**GIVEN TASK**
Quote the data exactly, first line to the line containing "<permission-dialog></permission-dialog>", with no pictures.

**GIVEN MATERIAL**
════════════════════
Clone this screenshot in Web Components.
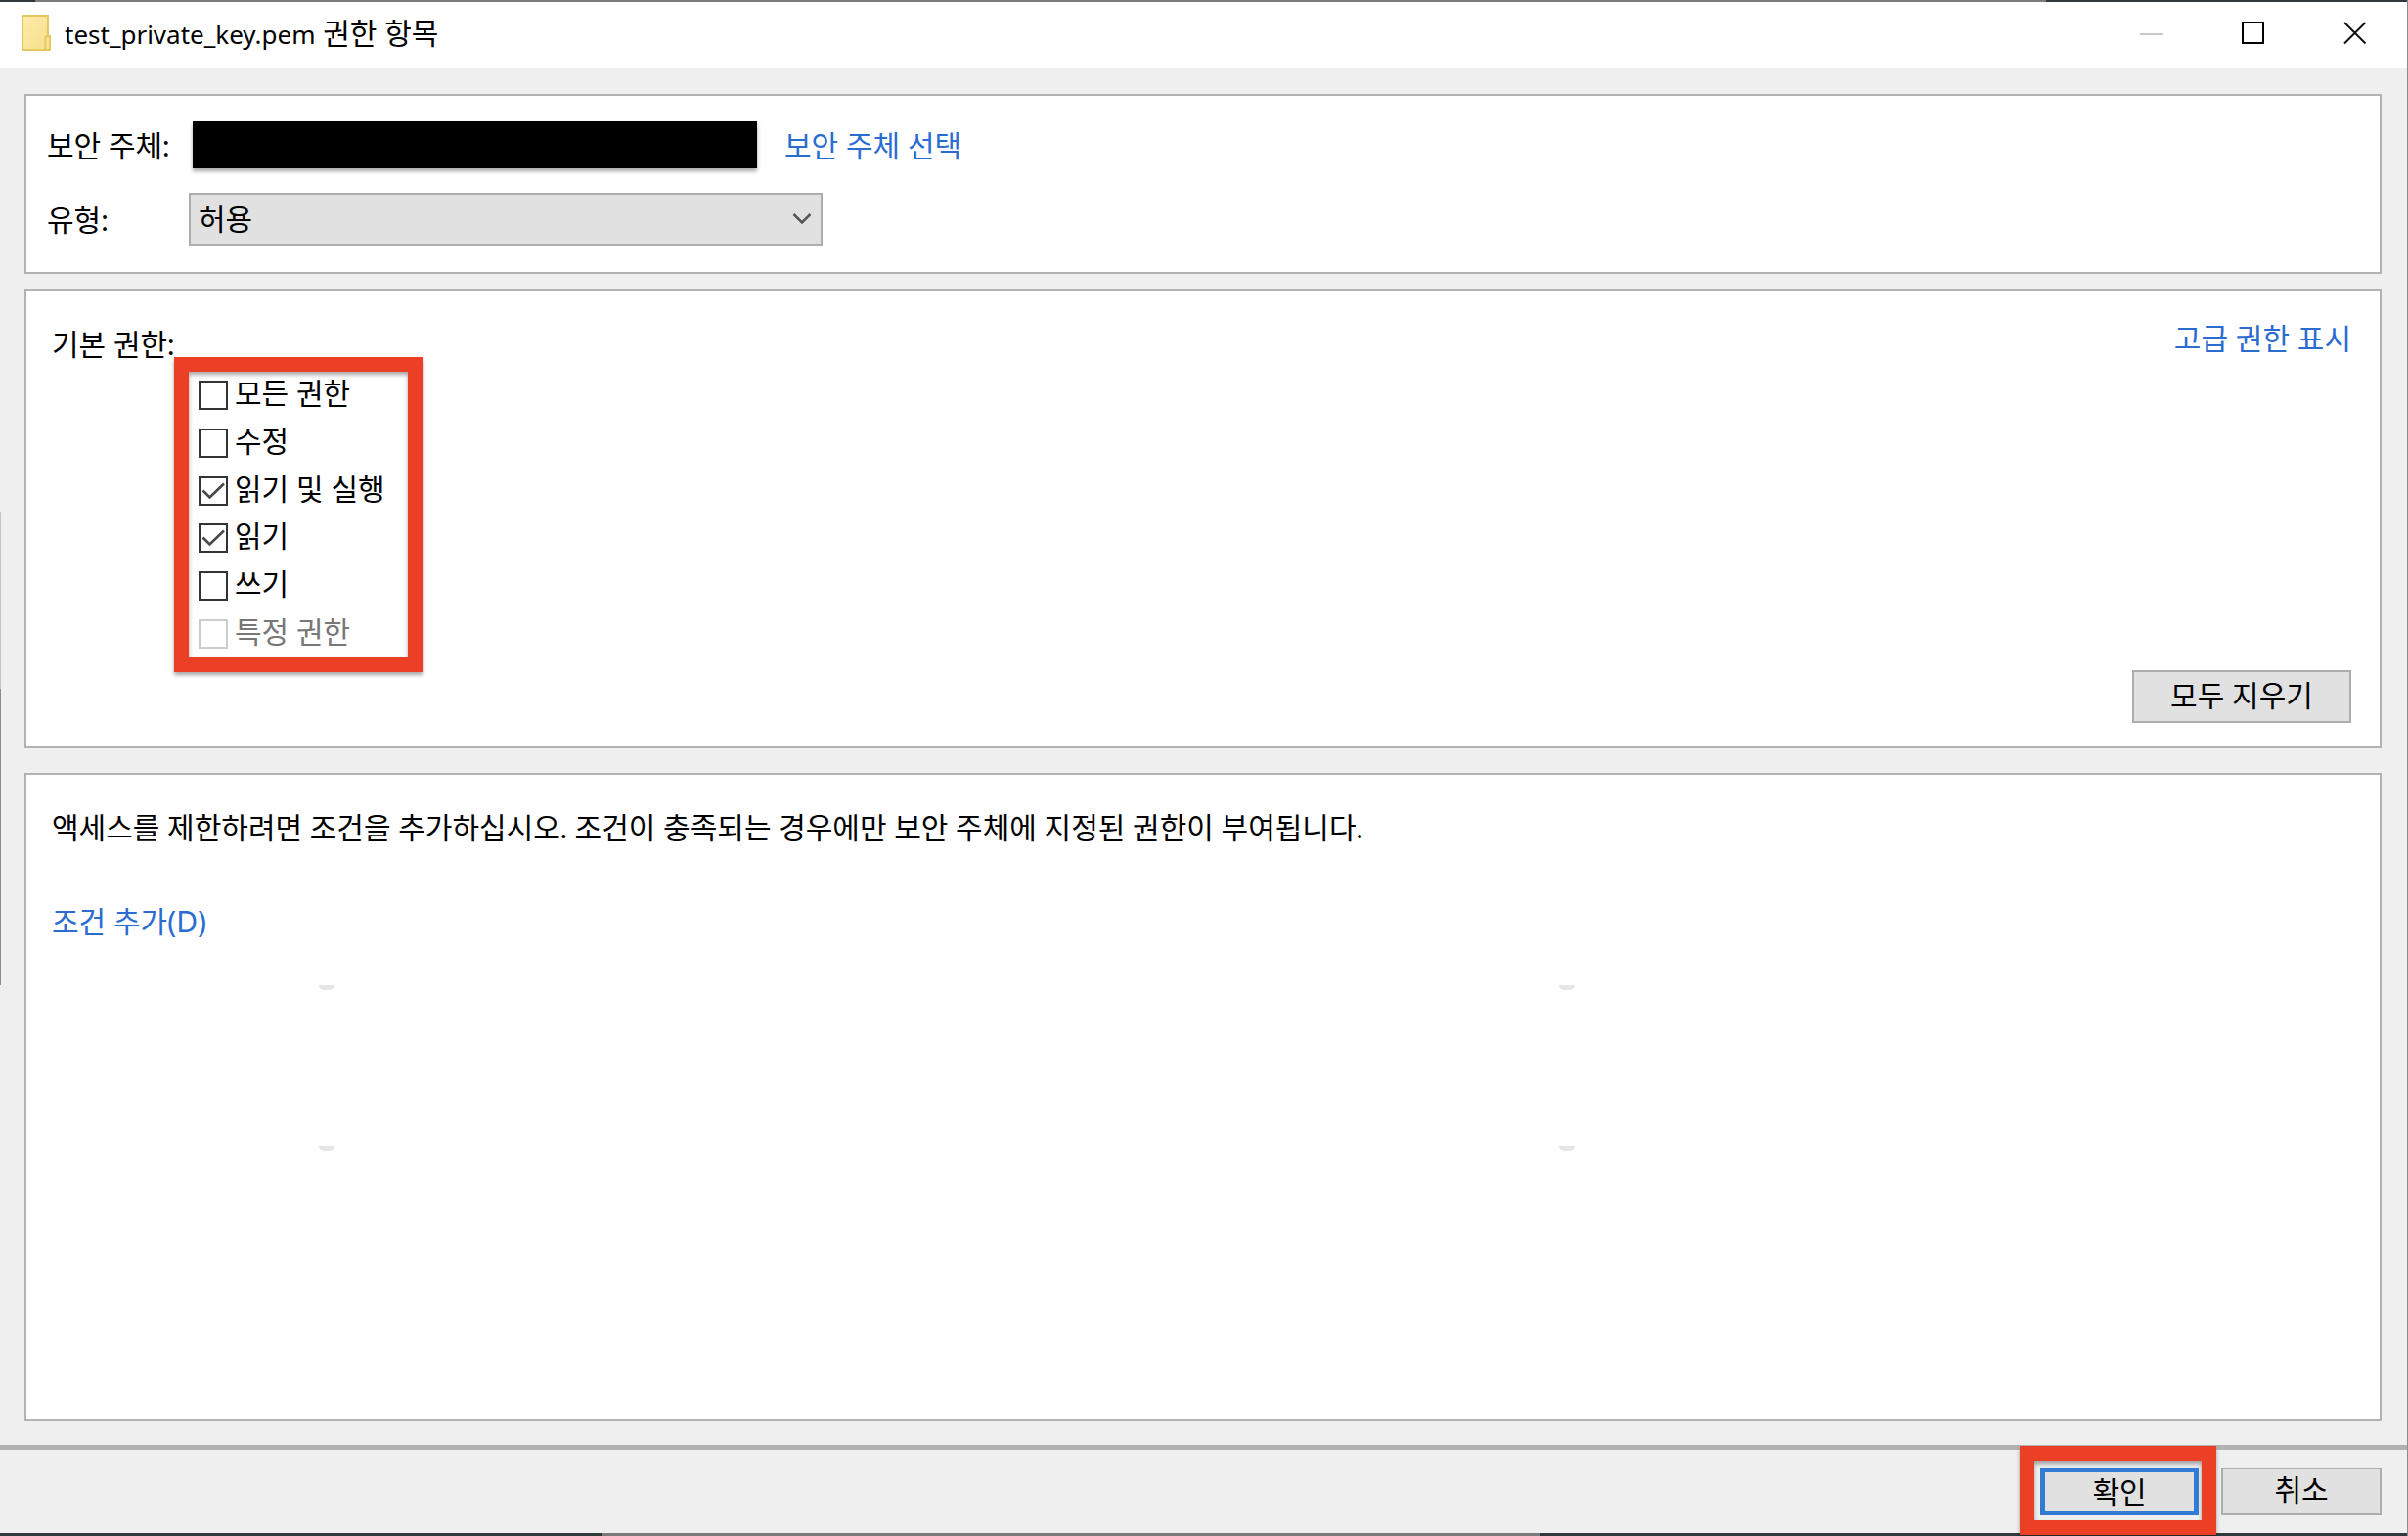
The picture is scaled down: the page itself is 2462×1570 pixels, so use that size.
<!DOCTYPE html>
<html lang="ko">
<head>
<meta charset="utf-8">
<title>test_private_key.pem 권한 항목</title>
<style>
  :root {
    --kr: Lato, "Noto Sans CJK KR", sans-serif;
    --ui: "Noto Sans", "Noto Sans CJK KR", sans-serif;
    --line: #b2b2b2;
    --face: #e1e1e1;
    --link: #2b6cd0;
    --mark: #ec4026;
  }
  body { margin: 0; background: #efefef; color: #000; font: 30px/40px var(--kr); }
</style>
</head>
<body>
<permission-dialog></permission-dialog>

<template id="t-dialog">
  <style>
    :host { display: flex; flex-direction: column; min-height: 100vh; box-sizing: border-box;
      border-right: 1px solid #8c8c8c; position: relative; }
    .edge-top { height: 2px; background: linear-gradient(90deg, #333638 36px, #7b7b7b 36px, #7b7b7b 85%, #34383c 85%); }
    .edge-bottom { height: 3px; background: linear-gradient(90deg, #30393c 25%, #7b7b7b 25%, #7b7b7b 64%, #30393c 64%); }
    .edge-left { position: absolute; left: 0; top: 523px; width: 1px; height: 484px;
      background: linear-gradient(#c4c4c4 181px, #8c8c8c 181px); }
    main { flex: 1; display: flex; flex-direction: column; padding: 26px 26px 25px 25px; }
    .who { padding: 26px 21px 27px; display: grid; grid-template-columns: 145px 1fr; row-gap: 25px; align-items: center; }
    .account { display: flex; align-items: center; gap: 28px; padding-left: 4px; }
    .redacted { width: 577px; height: 48px; background: #000; box-shadow: 0 3px 4px rgba(0,0,0,.35); }
    .basic { margin-top: 15px; padding: 28px 29px 24px 26px; display: flex; justify-content: space-between; height: 414px; }
    .basic h2 { margin: 12px 0 0; font: inherit; line-height: 28px; }
    .perm { width: 378px; }
    .right { display: flex; flex-direction: column; justify-content: space-between; align-items: flex-end; }
    mark-frame.list { margin: 0 0 0 125px; }
    .checks { height: 274px; padding: 9px 10px; display: flex; flex-direction: column; justify-content: space-between; width: 204px; }
    .cond { flex: 1; margin-top: 25px; padding: 33px 26px; position: relative; }
    .cond p { margin: 0 0 56px; }
    .speck { position: absolute; width: 16px; height: 5px; background: #e6e6e6; border-radius: 0 0 8px 8px; }
    footer { border-top: 5px solid var(--line); height: 85px; display: flex; justify-content: flex-end;
      align-items: flex-start; gap: 5px; padding-right: 26px; }
    footer mark-frame { margin-top: -4px; z-index: 1; }
    footer > win-button { margin-top: 18px; }
    .ok { padding: 7px 3px 5px 6px; }
    small { font-size: 26px; }
  </style>
  <div class="edge-top"></div>
  <title-bar><small>test_private_key.pem</small> 권한 항목</title-bar>
  <main>
    <group-panel><div class="who">
      <span>보안 주체:</span>
      <div class="account"><div class="redacted"></div><text-link>보안 주체 선택</text-link></div>
      <span>유형:</span>
      <win-select label="유형" value="허용"></win-select>
    </div></group-panel>
    <group-panel><div class="basic">
      <div class="perm">
        <h2>기본 권한:</h2>
        <mark-frame class="list"><div class="checks">
          <check-row>모든 권한</check-row>
          <check-row>수정</check-row>
          <check-row checked>읽기 및 실행</check-row>
          <check-row checked>읽기</check-row>
          <check-row>쓰기</check-row>
          <check-row disabled>특정 권한</check-row>
        </div></mark-frame>
      </div>
      <div class="right">
        <text-link>고급 권한 표시</text-link>
        <win-button class="clear" style="--w:224px;--h:54px">모두 지우기</win-button>
      </div>
    </div></group-panel>
    <group-panel class="grow"><div class="cond">
      <p>액세스를 제한하려면 조건을 추가하십시오. 조건이 충족되는 경우에만 보안 주체에 지정된 권한이 부여됩니다.</p>
      <text-link>조건 추가(D)</text-link>
      <i class="speck" style="left:299px;top:215px"></i><i class="speck" style="left:1567px;top:215px"></i>
      <i class="speck" style="left:299px;top:379px"></i><i class="speck" style="left:1567px;top:379px"></i>
    </div></group-panel>
  </main>
  <footer>
    <mark-frame><div class="ok"><win-button primary style="--w:162px;--h:49px">확인</win-button></div></mark-frame>
    <win-button style="--w:164px;--h:49px">취소</win-button>
  </footer>
  <div class="edge-bottom"></div>
  <div class="edge-left"></div>
</template>

<template id="t-title">
  <style>
    :host { display: flex; align-items: center; height: 64px; background: #fff; padding: 0 41px 4px 22px; font-family: var(--ui); }
    .folder { width: 30px; height: 38px; margin-right: 14px; }
    .text { flex: 1; }
    button { border: 0; background: none; padding: 0; width: 24px; height: 24px; margin-left: 80px; display: block; }
    button svg { display: block; }
    .group { display: flex; }
  </style>
  <svg class="folder" viewBox="0 0 30 38" aria-hidden="true">
    <defs><linearGradient id="g" x1="0" y1="0" x2="1" y2="1"><stop offset="0" stop-color="#fdebaa"/><stop offset="1" stop-color="#f7df8b"/></linearGradient></defs>
    <path d="M1 1h26v21h2v14H1z" fill="url(#g)" stroke="#e6c75f" stroke-width="2"/>
    <path d="M24.500 36V24q0-2 2.500-2h2v14z" fill="#f9e596" stroke="#e6c75f" stroke-width="2"/>
  </svg>
  <span class="text"><slot></slot></span>
  <span class="group">
    <button aria-label="최소화" disabled><svg width="24" height="24"><path d="M0 13h23" stroke="#c8c8c8" stroke-width="2"/></svg></button>
    <button aria-label="최대화"><svg width="24" height="24"><path d="M1 1h21v21H1z" fill="none" stroke="#000" stroke-width="2"/></svg></button>
    <button aria-label="닫기"><svg width="24" height="24"><path d="M1 1l21.500 21.500M22.500 1L1 22.500" stroke="#111" stroke-width="2"/></svg></button>
  </span>
</template>

<template id="t-panel">
  <style>
    :host { display: flex; flex-direction: column; }
    :host(.grow) { flex: 1; }
    ::slotted(*) { border: 2px solid var(--line); background: #fff; }
  </style>
  <slot></slot>
</template>

<template id="t-frame">
  <style>
    :host { display: block; width: max-content; border: 15px solid var(--mark); position: relative;
      box-shadow: 0 3px 4px rgba(0,0,0,.35), inset 0 3px 4px rgba(0,0,0,.35); }
  </style>
  <slot></slot>
</template>

<template id="t-link">
  <style>
    :host { display: block; }
    a { color: var(--link); text-decoration: none; font-family: var(--ui); white-space: nowrap; }
  </style>
  <a href="#"><slot></slot></a>
</template>

<template id="t-button">
  <style>
    :host { display: block; }
    button { display: block; box-sizing: border-box; width: var(--w); height: var(--h); padding: 0 0 3px; margin: 0;
      border: 2px solid #adadad; background: var(--face); color: #000; font: 30px/40px var(--ui); border-radius: 0; }
    :host([primary]) button { border: 5px solid #327bd3; }
  </style>
  <button type="button"><slot></slot></button>
</template>

<template id="t-select">
  <style>
    :host { display: grid; width: 648px; align-items: center; }
    select, svg { grid-area: 1 / 1; }
    select { appearance: none; width: 100%; height: 54px; margin: 0; padding: 0 8px 2px 8px; border: 2px solid #adadad;
      border-radius: 0; background: var(--face); color: #000; font: 30px/40px var(--kr); }
    svg { justify-self: end; margin-right: 11px; pointer-events: none; }
  </style>
  <select><option></option></select>
  <svg width="20" height="14" viewBox="0 0 20 14" aria-hidden="true"><path d="M1.500 2l8.500 8.500L18.500 2" fill="none" stroke="#555" stroke-width="2.500"/></svg>
</template>

<template id="t-check">
  <style>
    :host { display: block; height: 30px; }
    label { display: flex; align-items: center; gap: 7px; height: 30px; font-family: var(--ui); white-space: nowrap; }
    .box { display: grid; }
    input, svg { grid-area: 1 / 1; }
    input { appearance: none; width: 30px; height: 30px; margin: 0; border: 2px solid #333; background: #fff; }
    svg { display: none; pointer-events: none; }
    input:checked + svg { display: block; }
    input:disabled { border-color: #ccc; }
    .text { padding-bottom: 4px; }
    :host([disabled]) .text { color: #777; }
  </style>
  <label><span class="box"><input type="checkbox"><svg width="30" height="30" aria-hidden="true"><path d="M4.500 14.500L11.500 21.500L26 7.500" fill="none" stroke="#484848" stroke-width="2.600"/></svg></span><span class="text"><slot></slot></span></label>
</template>

<script>
  const define = (name, templateId, setup) => customElements.define(name, class extends HTMLElement {
    constructor() {
      super();
      this.attachShadow({ mode: "open" }).append(document.getElementById(templateId).content.cloneNode(true));
    }
    connectedCallback() { if (setup) setup(this, this.shadowRoot); }
  });
  define("title-bar", "t-title");
  define("group-panel", "t-panel");
  define("mark-frame", "t-frame");
  define("text-link", "t-link");
  define("win-button", "t-button");
  define("win-select", "t-select", (host, root) => {
    root.querySelector("select").setAttribute("aria-label", host.getAttribute("label"));
    root.querySelector("option").textContent = host.getAttribute("value");
  });
  define("check-row", "t-check", (host, root) => {
    const input = root.querySelector("input");
    input.checked = host.hasAttribute("checked");
    input.disabled = host.hasAttribute("disabled");
  });
  define("permission-dialog", "t-dialog");
</script>
</body>
</html>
════════════════════
**REPLY**
Clone this screenshot in Web Components.
The picture is scaled down: the page itself is 2462×1570 pixels, so use that size.
<!DOCTYPE html>
<html lang="ko">
<head>
<meta charset="utf-8">
<title>test_private_key.pem 권한 항목</title>
<style>
  :root {
    --kr: Lato, "Noto Sans CJK KR", sans-serif;
    --ui: "Noto Sans", "Noto Sans CJK KR", sans-serif;
    --line: #b2b2b2;
    --face: #e1e1e1;
    --link: #2b6cd0;
    --mark: #ec4026;
  }
  body { margin: 0; background: #efefef; color: #000; font: 30px/40px var(--kr); }
</style>
</head>
<body>
<permission-dialog></permission-dialog>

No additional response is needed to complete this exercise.